In our case, one of the gotchas included such things as running out of file descriptors on the license server. In hindsight, we should have anticipated this would be an issue, but we didn’t find that in our pre-launch testing, because we didn’t test at full scale ( another lesson learned….keep reading ). We were able to quickly recover from this bump and keep moving along with the workload with minimal impact. The license server was able to keep up very nicely with this workload once we increased the number of file descriptors.
Another bump that we hit were EBS volume and byte limits on EBS-backed volumes as outlined in their documentation here: http://docs.amazonwebservices.com/AWSEC2/latest/UserGuide/index.html?Concepts_BootFromEBS.html. Once again, once identified, necessary limits were raised and we kept moving right a long.

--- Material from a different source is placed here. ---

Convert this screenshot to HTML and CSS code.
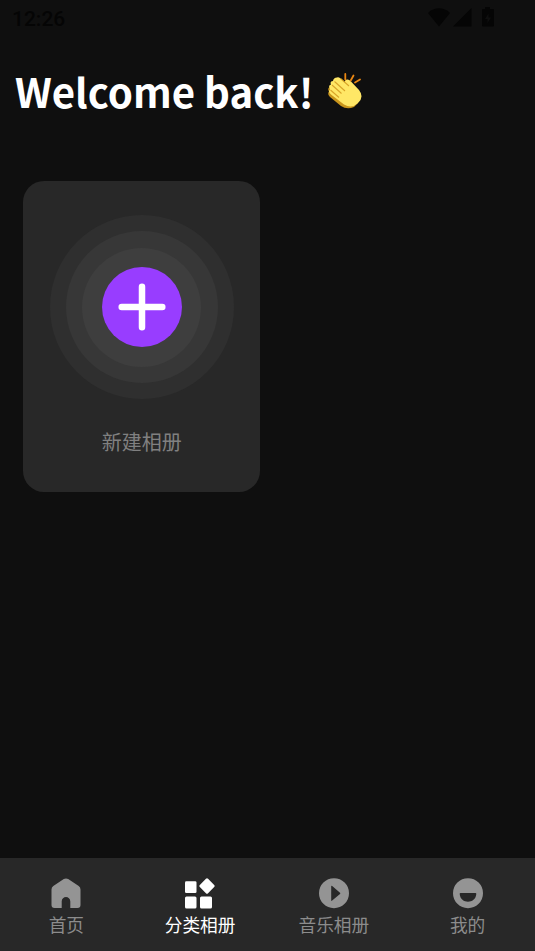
FILE: index.html
```html
<!DOCTYPE html>
<html lang="zh-CN">
<head>
<meta charset="utf-8">
<title>分类相册</title>
<link rel="stylesheet" href="styles.css">
</head>
<body>
<div class="app">
  <header class="status">
    <span class="time">12:26</span>
    <svg class="status-icons" width="68" height="22" viewBox="0 0 68 22">
      <path d="M0 6C6 -.2 16 -.2 22 6L11 19.500Z"/>
      <path d="M25 19.500H43.500V1Z"/>
      <path fill-rule="evenodd" d="M57 0H62V2H65Q66 2 66 3V18.500Q66 19.500 65 19.500H55Q54 19.500 54 18.500V3Q54 2 55 2H57ZM60.500 6.500L57 12H59.500V16L63 10.500H60.500Z"/>
    </svg>
  </header>
  <main class="content">
    <h1 class="title"><span>Welcome back!</span>
      <svg class="wave" width="36" height="38" viewBox="0 0 36 38">
        <path fill="#c9951c" d="M3 15Q0 16 2 19.500Q0 22 3 25L14 34Q20 38 27 35L31 31L8 13Z"/>
        <path fill="#ffe766" d="M3 17Q.8 13.500 4 12.500Q2.500 9 6 9Q6.500 5.500 10 5.500Q11.500 4.800 13.500 6.500L18 10.500Q17.500 7.500 20 7.500Q22 7.200 24 9.500L32 18Q37.500 25 31 31Q25 37 17 32.500L4 22.500Q.5 19 3 18Z"/>
        <path class="fingers" d="M5 13L14.500 21.500M7.500 9.500L18 19M13.500 6.500L22 14M3.500 18L12 25.500"/>
        <path class="sparks" d="M18.300 2V7.500M26.500 3.500L23.700 8.500M33 7.500L28 10.500"/>
      </svg>
    </h1>
    <section class="card">
      <div class="ring outer"><div class="ring middle"><div class="ring inner"><div class="ring add">
        <svg class="plus" width="48" height="48" viewBox="0 0 48 48"><path d="M24 3.700V44.300M3.700 24H44.300"/></svg>
      </div></div></div></div>
      <p class="card-label">新建相册</p>
    </section>
  </main>
  <nav class="tabs">
    <a class="tab">
      <svg width="30" height="31" viewBox="0 0 30 31"><path d="M12.800 1.100Q15 -.2 17.200 1.100L27.700 8Q29.500 9.300 29.500 11.500V27Q29.500 30 26.500 30H19.300V23.500C19.300 17.500 10.700 17.500 10.700 23.500V30H3.500Q.5 30 .5 27V11.500Q.5 9.300 2.300 8Z"/></svg>
      <span>首页</span>
    </a>
    <a class="tab active">
      <svg width="30" height="31" viewBox="0 0 30 31"><rect x="0" y="3.300" width="11.500" height="11.700" rx="1.300"/><rect x="0" y="18.500" width="11.500" height="12" rx="1.500"/><rect x="15" y="18.500" width="12" height="12" rx="1.500"/><rect x="16.200" y="2.200" width="11.600" height="11.600" rx="1.500" transform="rotate(45 22 8)"/></svg>
      <span>分类相册</span>
    </a>
    <a class="tab">
      <svg width="30" height="31" viewBox="0 0 30 31"><path fill-rule="evenodd" d="M15 .2A15 15 0 1 1 15 30.200A15 15 0 1 1 15 .2ZM12.200 8.500V22.200Q12.200 23.500 13.200 22.600L21 16Q21.700 15.300 21 14.700L13.200 8Q12.200 7.200 12.200 8.500Z"/></svg>
      <span>音乐相册</span>
    </a>
    <a class="tab">
      <svg width="30" height="31" viewBox="0 0 30 31"><path fill-rule="evenodd" d="M15 .2A15 15 0 1 1 15 30.200A15 15 0 1 1 15 .2ZM7.500 15Q6.600 15 6.700 16C7.500 26.300 22.500 26.300 23.300 16Q23.400 15 22.500 15Z"/></svg>
      <span>我的</span>
    </a>
  </nav>
</div>
</body>
</html>
```
FILE: styles.css
```css
body { margin: 0; }
.app {
  height: 951px;
  display: flex;
  flex-direction: column;
  background: #0f0f0f;
  font-family: "Noto Sans CJK SC", sans-serif;
  overflow: hidden;
}
.status {
  height: 38px;
  box-sizing: border-box;
  padding: 7px 39px 0 12px;
  display: flex;
  justify-content: space-between;
  color: #050505;
}
.time { font: 500 21px/24px Roboto, sans-serif; }
.status-icons { fill: #050505; }
.content { flex: 1; padding: 21px 15px 0; }
.title {
  margin: 0;
  height: 64px;
  display: flex;
  align-items: center;
  gap: 13px;
  font-size: 40.200px;
  line-height: 64px;
  font-weight: 700;
  color: #fff;
  white-space: nowrap;
}
.wave { margin-top: -1px; }
.fingers { stroke: #d9a429; stroke-width: 1.1; fill: none; }
.sparks { stroke: #e98612; stroke-width: 1.8; stroke-linecap: round; fill: none; }
.card {
  margin: 58px 0 0 8px;
  width: 236.500px;
  height: 311px;
  box-sizing: border-box;
  padding: 34px 0 0 1px;
  border-radius: 21px;
  background: #282828;
  display: flex;
  flex-direction: column;
  align-items: center;
}
.ring {
  border-radius: 50%;
  display: flex;
  align-items: center;
  justify-content: center;
}
.outer { width: 184px; height: 184px; background: #2f2f2f; }
.middle { width: 152px; height: 152px; background: #373737; }
.inner { width: 119px; height: 119px; background: #3e3e3e; }
.add { width: 80px; height: 80px; background: #983dff; }
.plus { stroke: #fff; stroke-width: 6.5; stroke-linecap: round; }
.card-label {
  margin: 28px 0 0;
  font-size: 20px;
  line-height: 30px;
  color: #808080;
}
.tabs {
  height: 93px;
  background: #282828;
  display: grid;
  grid-template-columns: repeat(4, 1fr);
}
.tab {
  padding: 20px 1px 0 0;
  display: flex;
  flex-direction: column;
  align-items: center;
  font-size: 17.700px;
  line-height: 30px;
  color: #8c8c8c;
  fill: #949494;
}
.active { color: #fff; fill: #fff; }
```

What’s next from CycleComputing’s large scale clusters? Well, we already have our next use-case identified and will be turning up the scale a bit more with the next run. While we are excited about the ability to scale clusters to larger and larger core counts and forging new frontiers in cloud computing, we are most excited about the possibilities we are creating by enabling scientists to spin up such large clusters with minimal effort to answer questions that they would never have considered asking a year ago because they didn’t have access to resources that could answer those questions. Today, we have enabled them to have access to massive computing scales in minutes which in turn gives them the ability and opportunity to ask these sorts of complex questions, not once or twice, but multiple times with multiple different perspectives and multiple different variables leading to improvements in their discovery research efforts. We understand that ultimately, it’s not about core counts or TB of RAM or PB of data. Rather, it’s about how we are helping to transform how science is done.